Außenpolitisch punkten
Von Igor Kusar, Tokio
Durch Skandale der vergangenen Monate geschwächt, sucht der japanische Premierminister Fumio Kishida derzeit jede Gelegenheit, sich zu profilieren und neu aufzustellen. Die Außenpolitik bietet dazu immer wieder Chancen. So beim Besuch des deutschen Bundespräsidenten in dieser Woche. Frank-Walter Steinmeier hielt sich drei Tage in Japan auf, bevor er am Donnerstag abend nach Seoul weiterflog. Wichtigstes Gesprächsthema war der Krieg in der Ukraine.
Der Bundespräsident betonte die Notwendigkeit, mehr Druck auf Russland auszuüben und die deutschen und japanischen Sanktionen zu koordinieren. Auf einer gemeinsamen Pressekonferenz bestätigten Steinmeier und Kishida, dass beide Länder als derzeitige und nächste Vorsitzende der G7-Staaten die globalen Herausforderungen gemeinsam angehen wollen. Der nächste G7-Gipfel soll im Mai 2023 in Kishidas Heimatstadt Hiroshima stattfinden.

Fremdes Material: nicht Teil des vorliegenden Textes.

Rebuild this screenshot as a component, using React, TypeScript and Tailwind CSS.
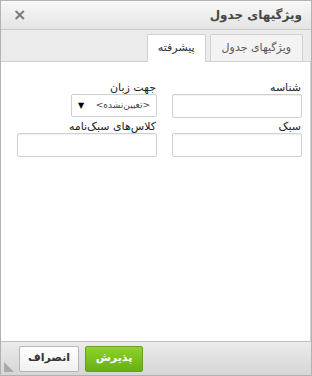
import React from 'react';

function Field({ label, wide = true, children }: { label: string; wide?: boolean; children?: React.ReactNode }) {
  return (
    <div className="flex flex-col items-stretch">
      <label className="text-[11px] leading-[11px] text-[#222] mb-[1px] pr-[1px]">{label}</label>
      {children ?? (
        <input
          className={`h-[24px] ${wide ? 'w-[130px]' : 'w-[140px]'} border border-[#d0d0d0] rounded-[2px] bg-white shadow-[inset_0_1px_1px_rgba(0,0,0,0.06)] outline-none`}
        />
      )}
    </div>
  );
}

export default function App() {
  return (
    <div
      dir="rtl"
      className="w-[312px] h-[376px] flex flex-col bg-white border border-[#b2b2b2] overflow-hidden"
      style={{ fontFamily: '"DejaVu Sans", sans-serif' }}
    >
      {/* title */}
      <div className="h-[29px] shrink-0 flex items-center justify-between px-[9px] bg-gradient-to-b from-[#f8f8f8] to-[#e4e4e4] border-b border-[#c9c9c9]">
        <span className="text-[12px] font-bold text-[#474747]">ویژگیهای جدول</span>
        <span className="text-[16px] font-black text-[#777] leading-none ml-[3px]">×</span>
      </div>

      {/* tabs */}
      <div className="h-[32px] shrink-0 bg-[#ebebeb] border-b border-[#d1d1d1] flex items-end pr-[8px] gap-[4px]">
        <div className="h-[27px] px-[11px] flex items-center text-[11px] text-[#595959] bg-[#f3f3f3] border border-b-0 border-[#d1d1d1] rounded-t-[2px]">
          ویژگیهای جدول
        </div>
        <div className="h-[28px] -mb-px px-[10px] flex items-center text-[11px] text-[#333] bg-white border border-b-0 border-[#d1d1d1] rounded-t-[2px]">
          پیشرفته
        </div>
      </div>

      {/* body */}
      <div className="flex-1 bg-white border-r border-[#d4d4d4] pt-[20px] pr-[8px]">
        <div className="flex gap-[15px]">
          <Field label="شناسه" />
          <Field label="جهت زبان">
            <div className="h-[23px] w-[86px] border border-[#d0d0d0] rounded-[2px] bg-white flex items-center justify-between px-[6px] text-[9px] text-[#444]">
              <span>&lt;تعیین‌نشده&gt;</span>
              <span className="text-[8px] text-black">▼</span>
            </div>
          </Field>
        </div>
        <div className="flex gap-[15px] mt-[3px]">
          <Field label="سبک" />
          <Field label="کلاس‌های سبک‌نامه" wide={false} />
        </div>
      </div>

      {/* footer */}
      <div className="h-[34px] shrink-0 border-t border-[#bfbfbf] bg-gradient-to-b from-[#ebebeb] to-[#d6d6d6] flex items-center pr-[168px] gap-[6px] relative">
        <button className="h-[26px] w-[58px] rounded-[2px] border border-[#6a9e1e] bg-gradient-to-b from-[#8fd22a] to-[#67b014] text-white text-[11px] font-bold">
          پذیرش
        </button>
        <button className="h-[26px] w-[60px] rounded-[2px] border border-[#b6b6b6] bg-gradient-to-b from-white to-[#f0f0f0] text-[#333] text-[11px] font-bold">
          انصراف
        </button>
        <div className="absolute left-[3px] bottom-[3px] w-0 h-0 border-t-[10px] border-t-transparent border-l-[10px] border-l-[#aaa]" />
      </div>
    </div>
  );
}
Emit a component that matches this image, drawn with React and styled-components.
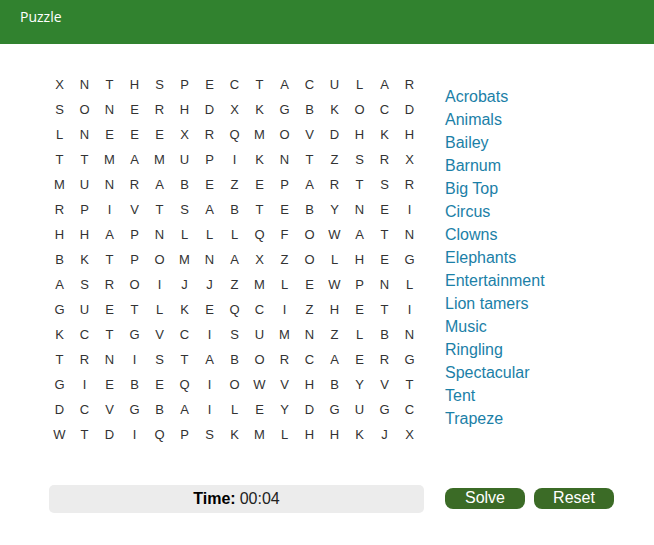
import React from "react"
import styled, { createGlobalStyle } from "styled-components"

const GlobalStyle = createGlobalStyle`
  body {
    margin: 0;
    background: #fff;
    font-family: "Liberation Sans", Arial, sans-serif;
  }
`

const Header = styled.header`
  height: 44px;
  background: #31822f;
  color: #fff;
  font-family: "Open Sans", sans-serif;
  font-size: 14px;
  padding: 7px 0 0 20px;
  box-sizing: border-box;
`

const Main = styled.main`
  display: flex;
  align-items: flex-start;
  gap: 23px;
  padding: 28px 0 0 47px;
`

const Grid = styled.div`
  display: grid;
  grid-template-columns: repeat(15, 25px);
  grid-auto-rows: 25px;
`

const Cell = styled.span`
  display: flex;
  align-items: center;
  justify-content: center;
  font-size: 13px;
  color: #333;
`

const WordList = styled.ul`
  list-style: none;
  margin: 0;
  padding: 13px 0 0;
`

const Word = styled.li`
  font-size: 16px;
  line-height: 23px;
  color: #1b80a7;
`

const Footer = styled.div`
  display: flex;
  align-items: center;
  padding: 38px 0 0 49px;
`

const Timer = styled.div`
  width: 375px;
  height: 28px;
  border-radius: 5px;
  background: #ececec;
  display: flex;
  align-items: center;
  justify-content: center;
  font-size: 16px;
  color: #222;
  gap: 4px;
`

const Label = styled.b`
  color: #000;
`

const Actions = styled.div`
  display: flex;
  gap: 9px;
  margin: 0 0 2px 21px;
`

const Button = styled.button`
  width: 80px;
  height: 21px;
  border: none;
  border-radius: 8px;
  background: #3b6b26;
  color: #fff;
  font-family: "Liberation Sans", Arial, sans-serif;
  font-size: 16px;
  padding: 0;
  line-height: 20px;
  cursor: pointer;
`

const rows = [
  "XNTHSPECTACULAR",
  "SONERHDXKGBKOCD",
  "LNEEEXRQMOVDHKH",
  "TTMAMUPIKNTZSRX",
  "MUNRABEZEPARTSR",
  "RPIVTSABTEBYNEI",
  "HHAPNLLLQFOWATN",
  "BKTPOMNAXZOLHEG",
  "ASROIJJZMLEWPNL",
  "GUETLKEQCIZHETI",
  "KCTGVCISUMNZLBN",
  "TRNISTABORCAERG",
  "GIEBEQIOWVHBYVT",
  "DCVGBAILEYDGUGC",
  "WTDIQPSKMLHHKJX",
]

const words = [
  "Acrobats",
  "Animals",
  "Bailey",
  "Barnum",
  "Big Top",
  "Circus",
  "Clowns",
  "Elephants",
  "Entertainment",
  "Lion tamers",
  "Music",
  "Ringling",
  "Spectacular",
  "Tent",
  "Trapeze",
]

const App = () => (
  <>
    <GlobalStyle />
    <Header>Puzzle</Header>
    <Main>
      <Grid>
        {rows.map((row, r) =>
          row.split("").map((ch, c) => <Cell key={`${r}-${c}`}>{ch}</Cell>)
        )}
      </Grid>
      <WordList>
        {words.map((w) => (
          <Word key={w}>{w}</Word>
        ))}
      </WordList>
    </Main>
    <Footer>
      <Timer>
        <Label>Time:</Label> 00:04
      </Timer>
      <Actions>
        <Button>Solve</Button>
        <Button>Reset</Button>
      </Actions>
    </Footer>
  </>
)

export default App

Beim zweiten wichtigen Thema, dem sogenannten freien und offenen Indopazifik – dabei richtet man sich vor allem gegen China – arbeiten die beiden Länder bereits seit einiger Zeit zusammen. Erst kürzlich, im September, haben die japanische und deutsche Luftwaffe zum ersten Mal in der Geschichte gemeinsame Militärübungen im Inselstaat durchgeführt.
Vor seiner Abreise nach Japan sagte Steinmeier in einem Interview mit der japanischen Wirtschaftszeitung Nikkei, Deutschland wolle auch weiterhin in »die indopazifischen Sicherheitsstruktur« eingebunden sein und Truppen nach Asien senden, um »China einzuhegen«. Beim Treffen mit Kishida legte er nach und meinte, die Sicherheit Europas sei »untrennbar« mit der von Asien verbunden.
Kishida seinerseits lobte die anstehende Erhöhung des deutschen Verteidigungsetats und versprach, diesem Beispiel zu folgen. Kurz nach Ausbruch des Ukraine-Kriegs begannen in Japan die Diskussionen über den Aufbau einer neuen Verteidigungsstruktur. Obwohl Kishida nicht als »Falke« in seiner liberaldemokratischen Partei LDP bekannt ist, stellte er sich hinter dieses Projekt. Jedoch ohne sich binden zu lassen, denn bisher ist unklar, wer die höheren Kosten bezahlen soll. Eine Steuererhöhung wird die Bevölkerung nur schwerlich goutieren.
Ende August schlug das Verteidigungsministerium bei seinem jährlichen Budgetantrag eine Erhöhung von »bloß« 3,5 Prozent vor. Vieles scheint noch in der Schwebe zu sein, doch Kishida, der als Zauderer bekannt ist, muss sich langsam entscheiden. Bis Ende des Jahres soll er unter anderem eine überarbeitete nationale Sicherheitsstrategie vorlegen. Das Dokument wird die Größe des Rüstungshaushalts der Zukunft mitbestimmen.
Wenigstens in dieser Frage weiß Kishida die Bevölkerung hinter sich. Die Mehrheit der Japaner wünscht sich größeren militärischen Spielraum und erachtet China als Rivalen. Kishida hat bisher zwischen Abgrenzung gegenüber und Kooperation mit der Volkrepublik laviert. Gegenüber westlichen Potentaten wie Steinmeier oder dem australischen Premierminister Anthony Albanese bei seinem Besuch in Perth vor zwei Wochen betont er seine harte Linie und geht militärische Bündnisse ein, ohne jedoch die Bedeutung der wirtschaftlichen Zusammenarbeit mit China aus den Augen zu verlieren. Doch eine Verdoppelung des japanischen Militärbudgets auf zwei Prozent des Bruttoinlandprodukts, wie es die LDP parteiintern fordert, könnte die Beziehungen zur Volksrepublik dramatisch verschlechtern.